The Meyer offense uses motion to deceive the defense by changing formations prior to the snap. Again, nothing new.
The Meyer offense uses a West Coast offense-style passing attack, with the caveat that the Meyer offense uses shovel passes and quarterback pass/run options in place of the shorter, horizontal passes of the West Coast offense. The running game, the shovel passes and the few short passes in the playbook are designed to open up the passing lanes for the majority of the passing plays -- which are long range passes.
The key difference, from what I could discover, is that the decision on exactly what is going to happen on the play -- in many cases -- does not occur until AFTER the ball is snapped. The quarterback must be incredibly astute at quickly reading the defense -- in the midst of the play -- and make the correct choice on what to do with the ball.

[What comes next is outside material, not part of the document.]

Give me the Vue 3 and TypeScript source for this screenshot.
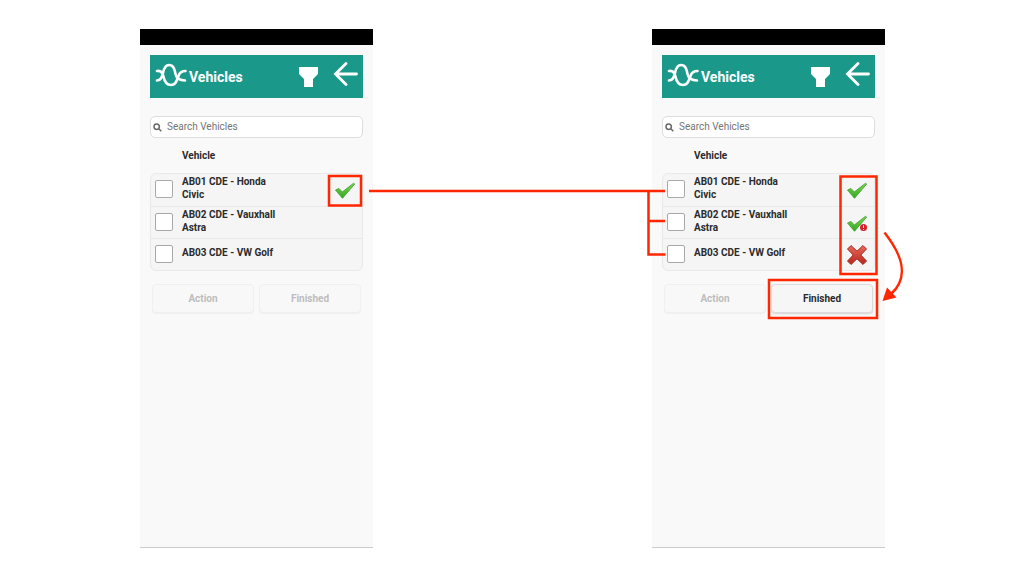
<script setup lang="ts">
type Status = 'none' | 'ok' | 'warn' | 'fail'

interface Vehicle {
  name: string
  status: Status
}

interface Screen {
  id: string
  canFinish: boolean
  vehicles: Vehicle[]
}

const screens: Screen[] = [
  {
    id: 'before',
    canFinish: false,
    vehicles: [
      { name: 'AB01 CDE - Honda Civic', status: 'ok' },
      { name: 'AB02 CDE - Vauxhall Astra', status: 'none' },
      { name: 'AB03 CDE - VW Golf', status: 'none' },
    ],
  },
  {
    id: 'after',
    canFinish: true,
    vehicles: [
      { name: 'AB01 CDE - Honda Civic', status: 'ok' },
      { name: 'AB02 CDE - Vauxhall Astra', status: 'warn' },
      { name: 'AB03 CDE - VW Golf', status: 'fail' },
    ],
  },
]
</script>

<template>
  <main class="stage">
    <svg class="defs" width="0" height="0" aria-hidden="true">
      <defs>
        <linearGradient id="green" x1="0" y1="0" x2="0" y2="1">
          <stop offset="0" stop-color="#7fdc50" />
          <stop offset="1" stop-color="#2fa51f" />
        </linearGradient>
        <linearGradient id="red" x1="0" y1="0" x2="0" y2="1">
          <stop offset="0" stop-color="#ea6a5c" />
          <stop offset="1" stop-color="#b8241c" />
        </linearGradient>
      </defs>
    </svg>

    <section v-for="screen in screens" :key="screen.id" class="phone">
      <div class="status-bar"></div>
      <div class="content">
        <header class="top">
          <svg class="logo" viewBox="0 0 32 24" aria-hidden="true">
            <path d="M2 17.500C6 17.500 7 14 8 10C9 5 10.500 2 14 2C18.500 2 19.500 6 20.500 11C21.500 15.500 24 17.500 30 17.500" />
            <path d="M2 8C5.500 7.500 7.500 9 8.300 13C9.300 18 11.500 22 16 22C20.500 22 22 18 23.500 13C24.700 9 27 8 30.500 8" />
          </svg>
          <h1 class="title">Vehicles</h1>
          <button class="icon-button" type="button" aria-label="Filter">
            <svg class="filter" viewBox="0 0 19 20" aria-hidden="true">
              <path d="M0 0H19V7L14 12V20H5V12L0 7Z" />
            </svg>
          </button>
          <button class="icon-button back-button" type="button" aria-label="Back">
            <svg class="back" viewBox="0 0 25 24" aria-hidden="true">
              <path d="M13 1.500L2.500 12L13 22.500M2.500 12H23.500" />
            </svg>
          </button>
        </header>

        <label class="search">
          <svg class="lens" viewBox="0 0 9 9" aria-hidden="true">
            <circle cx="3.700" cy="3.700" r="2.700" />
            <path d="M5.800 5.800L8.300 8.300" />
          </svg>
          <input type="search" placeholder="Search Vehicles" aria-label="Search Vehicles" />
        </label>

        <h2 class="column-title">Vehicle</h2>

        <ul class="list">
          <li v-for="(vehicle, i) in screen.vehicles" :key="vehicle.name" class="row">
            <input :id="`${screen.id}-${i}`" class="tick" type="checkbox" />
            <label class="name" :for="`${screen.id}-${i}`">{{ vehicle.name }}</label>
            <svg
              v-if="vehicle.status === 'ok' || vehicle.status === 'warn'"
              class="mark"
              viewBox="0 0 22 22"
              aria-hidden="true"
            >
              <path
                d="M1.500 11L5 9.500L8.300 13L19.500 4.300L20.700 5L8.500 19.300Z"
                fill="url(#green)"
                stroke="#399b2c"
                stroke-width="0.8"
                stroke-linejoin="round"
              />
              <g v-if="vehicle.status === 'warn'">
                <circle cx="17.500" cy="15.500" r="3.500" fill="#d6202c" />
                <path d="M17.500 13.300V15.900M17.500 17V17.900" stroke="#fff" stroke-width="1" />
              </g>
            </svg>
            <svg v-else-if="vehicle.status === 'fail'" class="mark" viewBox="0 0 22 22" aria-hidden="true">
              <path
                d="M5 1.500L11 7.200L17 1.500L20.500 5L14.800 11L20.500 17L17 20.500L11 14.800L5 20.500L1.500 17L7.200 11L1.500 5Z"
                fill="url(#red)"
                stroke="#a32a22"
                stroke-width="1"
                stroke-linejoin="round"
              />
            </svg>
          </li>
        </ul>

        <div class="actions">
          <button class="action" type="button" disabled>Action</button>
          <button class="action" type="button" :disabled="!screen.canFinish">Finished</button>
        </div>
      </div>
    </section>

    <svg class="notes" viewBox="0 0 1024 576" preserveAspectRatio="none" aria-hidden="true">
      <rect x="329" y="176" width="32" height="29.500" />
      <path d="M369 191H665M648.500 190V254.500H665.500M648.500 221H665" />
      <rect x="840.500" y="176.500" width="36" height="97.500" />
      <rect x="769" y="280" width="108" height="38" />
      <path class="curve" d="M884.500 232.500C899 251 912 275 891 294" />
      <path class="head" d="M882.500 301L887 287.500L896.500 297.500Z" />
    </svg>
  </main>
</template>

<style>
body {
  margin: 0;
  background: #fff;
}
</style>

<style scoped>
.stage {
  position: relative;
  box-sizing: border-box;
  display: grid;
  grid-template-columns: 1fr 1fr;
  column-gap: 279px;
  min-height: 576px;
  padding: 29px 139px 28px 140px;
  font-family: Roboto, "Liberation Sans", sans-serif;
  color: #2b2b2b;
}

.defs {
  position: absolute;
}

.phone {
  display: flex;
  flex-direction: column;
  background: #f9f9f9;
  border-bottom: 1px solid #cbcbcb;
}

.status-bar {
  height: 16px;
  background: #000;
}

.content {
  padding: 10px 10px 0;
}

.top {
  display: flex;
  align-items: center;
  box-sizing: border-box;
  height: 43px;
  padding: 0 5px;
  background: #1a998a;
}

.logo {
  width: 32px;
  height: 24px;
  margin-bottom: 4px;
  fill: none;
  stroke: #fff;
  stroke-width: 2.6;
  stroke-linecap: round;
}

.title {
  flex: 1;
  margin: 0 0 0 2px;
  font-size: 14px;
  line-height: 16px;
  font-weight: 700;
  color: #fff;
}

.icon-button {
  display: flex;
  padding: 0;
  border: 0;
  background: none;
}

.filter {
  width: 19px;
  height: 20px;
  fill: #fff;
}

.back-button {
  margin: 0 0 6px 15px;
}

.back {
  width: 25px;
  height: 24px;
  fill: none;
  stroke: #fff;
  stroke-width: 2.8;
  stroke-linecap: round;
}

.search {
  display: flex;
  align-items: center;
  gap: 5px;
  box-sizing: border-box;
  height: 22px;
  margin-top: 18px;
  padding: 0 4px 0 2px;
  border: 1px solid #dedede;
  border-radius: 5px;
  background: #fff;
}

.lens {
  flex: none;
  width: 9px;
  height: 9px;
  fill: none;
  stroke: #666;
  stroke-width: 1.5;
}

.search input {
  flex: 1;
  min-width: 0;
  padding: 0;
  border: 0;
  outline: 0;
  background: none;
  font: 400 10px/14px Roboto, "Liberation Sans", sans-serif;
  color: #333;
}

.search input::placeholder {
  color: #757575;
}

.column-title {
  margin: 11px 0 0 32px;
  font-size: 10px;
  line-height: 13px;
  font-weight: 700;
}

.list {
  margin: 11px 0 0;
  padding: 0;
  list-style: none;
  border: 1px solid #e9e9e9;
  border-radius: 6px;
  background: #f5f5f5;
}

.row {
  display: flex;
  align-items: center;
  box-sizing: border-box;
  height: 32px;
  padding: 0 6px 0 4px;
}

.row + .row {
  border-top: 1px solid #e9e9e9;
}

.tick {
  appearance: none;
  flex: none;
  box-sizing: border-box;
  width: 18px;
  height: 18px;
  margin: 0 0 2px;
  border: 1px solid #a9a9a9;
  border-radius: 2px;
  background: #fff;
}

.name {
  width: 100px;
  margin: 0 auto 4px 9px;
  font-size: 10px;
  line-height: 13px;
  font-weight: 700;
}

.mark {
  flex: none;
  width: 22px;
  height: 22px;
}

.actions {
  display: grid;
  grid-template-columns: 1fr 1fr;
  gap: 5px;
  padding: 13px 2px 0;
}

.action {
  height: 29px;
  padding: 0;
  border: 1px solid #dcdcdc;
  border-radius: 4px;
  background: #f6f6f6;
  box-shadow: 0 1px 2px rgba(0, 0, 0, 0.15);
  font: 700 10px/13px Roboto, "Liberation Sans", sans-serif;
  color: #2b2b2b;
}

.action:disabled {
  border-color: #f0f0f0;
  background: #f8f8f8;
  box-shadow: 0 1px 1px rgba(0, 0, 0, 0.04);
  color: #bdbdbd;
}

.notes {
  position: absolute;
  top: 0;
  left: 0;
  width: 100%;
  height: 576px;
  fill: none;
  stroke: #ff2600;
  stroke-width: 2.5;
  pointer-events: none;
}

.head {
  fill: #ff2600;
  stroke: none;
}
</style>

So, what we have is an offense which features plays, formations, and protections which can all be found in current NFL offenses. The only two major differences would be that it is run almost entirely out of a spread, shotgun formation and it features the quarterback making post-snap reads to determine which option is the best choice for the given play -- as opposed to pre-snap reads that result in an audible.
Should Denver choose to go in this direction, they will be facing some immediate needs. They would need a backup quarterback who could run such a system effectively should Tebow go down to injury. They would need to make sure that they have four or five receivers who are speedy enough to run the long routes, but who are also able to be effective blockers for the running game. They would also need to do some serious development with Tim Tebow. His biggest needs, in my humble opinion, are not in the areas of footwork and mechanics. Rather, they are in the area of learning to trust his teammates to do their jobs (in other words, quit trying to do it all himself) and in drastically improving his ability to accurately (and quickly) read NFL defenses.
Would you like to see an Urban Meyer-style offense in Denver in 2012?